Limitations and Critiques
Although certificates and green tariffs are widely used, they also face criticism. Some argue that low cost certificates from existing projects may give consumers the impression that their impact is larger than it really is. Others note that, in regions where regulations already require high shares of renewables, voluntary purchases may have a smaller marginal effect on investment decisions.
These concerns have led to more sophisticated products that emphasize additionality, stronger standards, and closer alignment with long term energy transition pathways. For learners, the important takeaway is that certificates and green tariffs are tools. Their effectiveness depends on how they are designed, governed, and integrated into broader policies and strategies.
Role in a Broader Sustainability Strategy
Renewable energy certificates and green tariffs do not replace the need for energy efficiency, on site renewables, or structural changes to energy systems. Instead, they complement these efforts. An organization might first reduce its energy demand, then install on site solar where feasible, and finally use certificates or green tariffs to cover the remaining consumption with renewable attributes.

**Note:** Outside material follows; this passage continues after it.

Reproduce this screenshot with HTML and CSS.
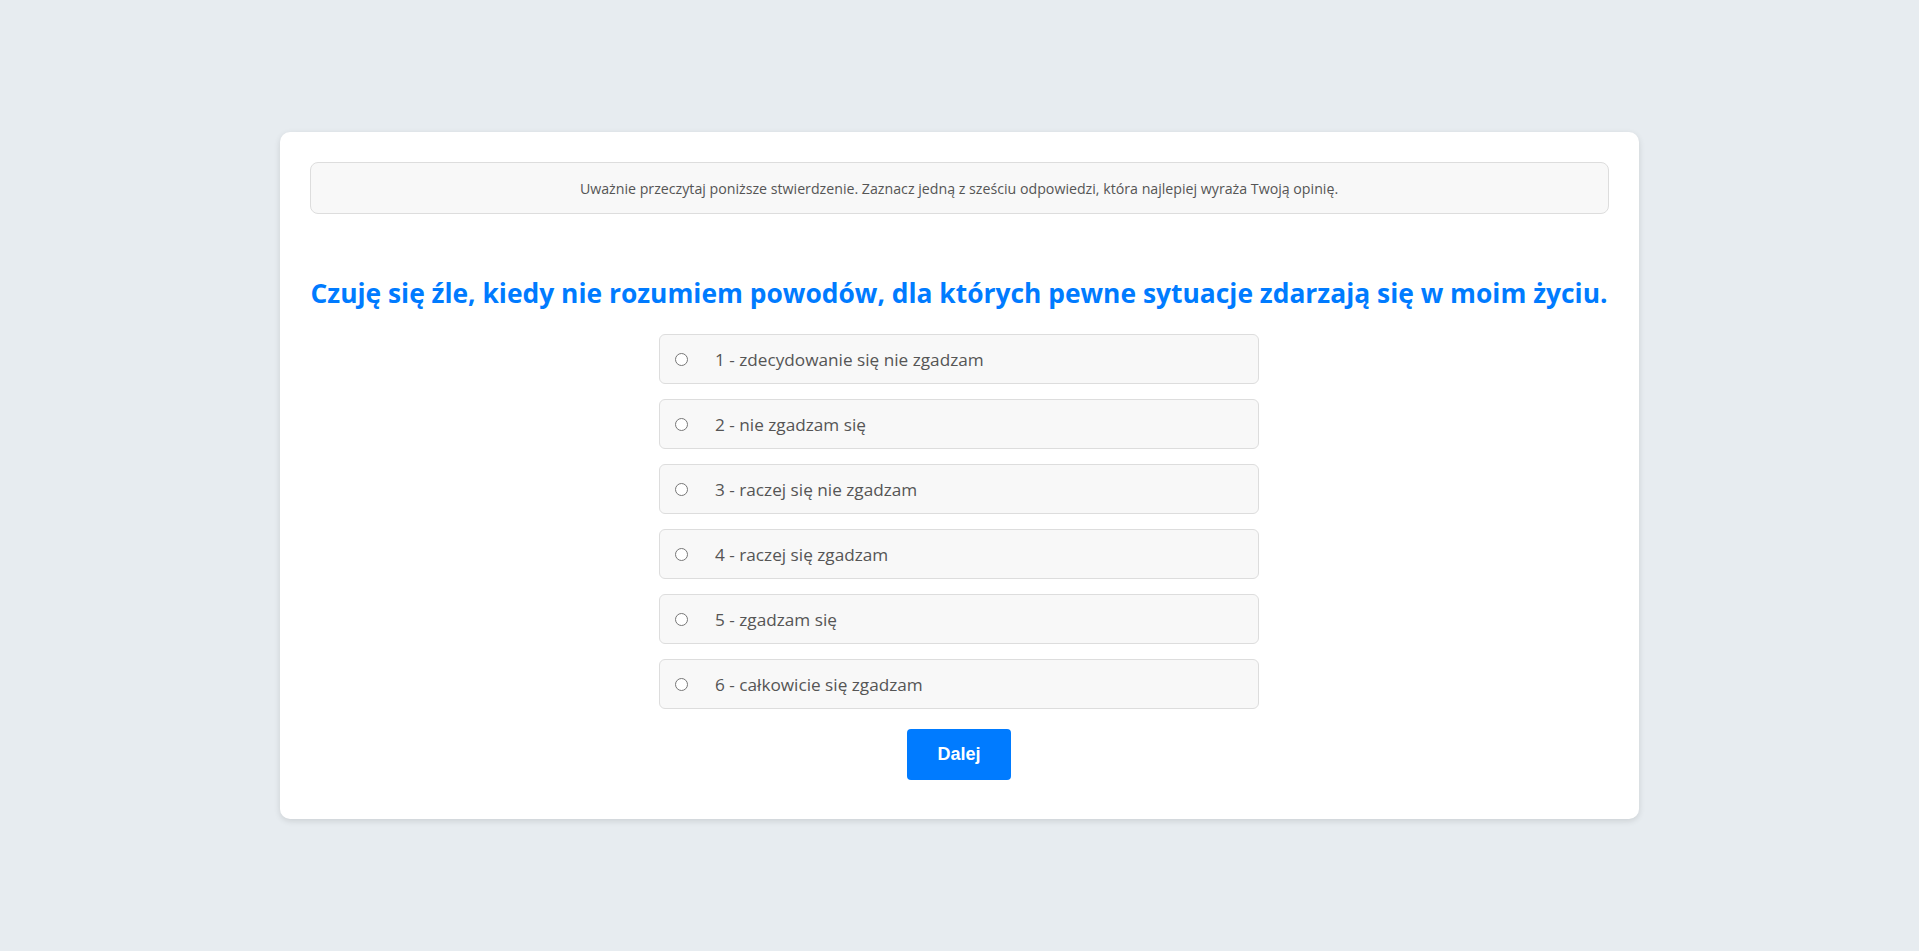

They can also act as a bridge. For example, a company may use RECs to match its consumption today, while planning or constructing new on site or contracted renewable projects that will take several years to come online. At the household level, a green tariff can allow immediate action while longer term decisions about home renovation or solar installations are still being considered.
In this way, certificates and green tariffs form part of a portfolio of actions that support the shift from fossil based electricity toward more sustainable and climate friendly energy systems.